SINGAPORE - Electricity retailers here are seeing increased interest from businesses for longer-term electricity contracts since global gas prices began showing signs of stabilisation in March.

This also comes ahead of the discontinuation of the Temporary Electricity Contracting Support Scheme (Trecs) from May 1.

Initiated by the Energy Market Authority in December 2021 as global gas prices rocketed, the scheme provides large consumers with some respite from spiralling energy costs through monthly fixed price plans or plans with a significant fixed price component from power generation companies (gencos) and electricity retailers.

The agency is now encouraging consumers who are on Trecs or buying from the wholesale electricity market to consider retail contracts for greater price certainty.

Prices on the wholesale market change every half hour, and can go from 20 cents per kilowatt-hour (kWh) to as high as $4.50 per kWh.

Mr James Chong, head of the commercial division at genco and electricity retailer Senoko Energy, told The Straits Times that at the peak in 2021, it had about 150 customers on Trecs.

However, this has dropped by more than 90 per cent as longer-term retail contracts are now readily available at more competitive prices, he said.

Dr David Broadstock, a senior research fellow at the National University of Singapore’s Energy Studies Institute, said the wholesale market is quite frequently showing prices that are well below what Trecs would likely offer – an optimistic sign that prices have stabilised, and may even have room to fall in the coming quarters. 

Mr Chong said Senoko currently offers electricity contracts that range between 12 and 36 months, and contracts that last between one and two years are the most popular among consumers.  

“We are also expecting demand for retail contracts to increase, especially as customers that are currently on wholesale pool prices begin to shift away from these for more price certainty,” he added.

Mr Michael Wong, chief operating officer of Tuas Power, said the company had around 700 customers under Trecs in the first half of 2022, but almost all have since opted for one- to two-year contracts.
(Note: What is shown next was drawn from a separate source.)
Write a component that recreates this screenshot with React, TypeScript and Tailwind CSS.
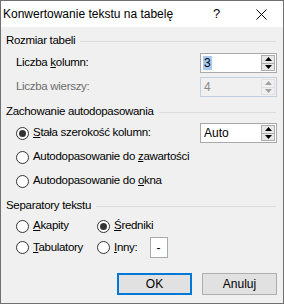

In total, Tuas Power serves close to 17,000 commercial and industrial consumers.

Geneco said it has had more than 600 Trecs contracts in total, with over 140 contracts in March 2021. This had dropped to fewer than 10 contracts by February 2023.

Currently, its 12-month contracts are the most popular, with the retailer providing contracts lasting up to 36 months, a spokesman for the company said.

However, Ms Geraldine Tan, the general manager of PacificLight Energy, said the company has seen increased demand from customers looking at longer-term contracts of three to five years and beyond.

“These customers come from varying sectors, including SMEs (small and medium-sized enterprises), MNCs (multinational corporations) and other organisations looking for a stable and reliable energy supply that allows them to manage their energy costs,” she added.

Union Power, Sembcorp and Keppel declined to respond to queries from ST.

About 95 per cent of Singapore’s energy is generated from natural gas, which is imported via pipes from its neighbours or in liquefied form from all over the world, with the top three sources in recent years being Australia, Qatar and the United States. 

The global gas crunch saw the price of spot liquefied natural gas (LNG) rising significantly, remaining elevated at more than three times the level at the start of 2021.  

This, combined with Singapore’s piped natural gas supply depleting since the second half of 2021, has led to increased volatility in wholesale electricity prices. 

Mr Johan Utama, a principal analyst of gas, power and climate solutions at S&P Global Commodity Insights, said Europe’s gas storage levels are currently high and its gas demand is lower, thus easing pressure on the global LNG market.

“Gas and LNG prices in South-east Asia are also linked to oil prices, which are now at a lower level compared with 2022,” he added.

Dr Victor Nian, the co-founder and chief executive of independent think-tank Centre for Strategic Energy and Resources, said the lower gas demand can be attributed to a warming winter, coupled with other factors such as reduced industrial activities and efficiency gains due to higher gas prices.

Mr Utama cautioned, however, that falling prices do not mean that the price risk is gone, as there could be little new LNG supply available in the next couple of years. 

This means there would be price volatility during periods of high global demand, or if there are supply disruptions.

Increased demand for solar power contracts

Some companies supplying solar power contracts have seen more consumers swop to a renewable energy option, a trend they expect will continue even with stabilised gas prices.

Union Power, which expanded into solar energy in 2021 amid the global gas crisis, said it is seeing “strong growing interest” for the adoption of solar photovoltaics in both commercial and residential sectors.

Likewise, renewable energy company Flo Energy told ST it has been seeing an increase in inquiries for solar power contracts since the gas crisis.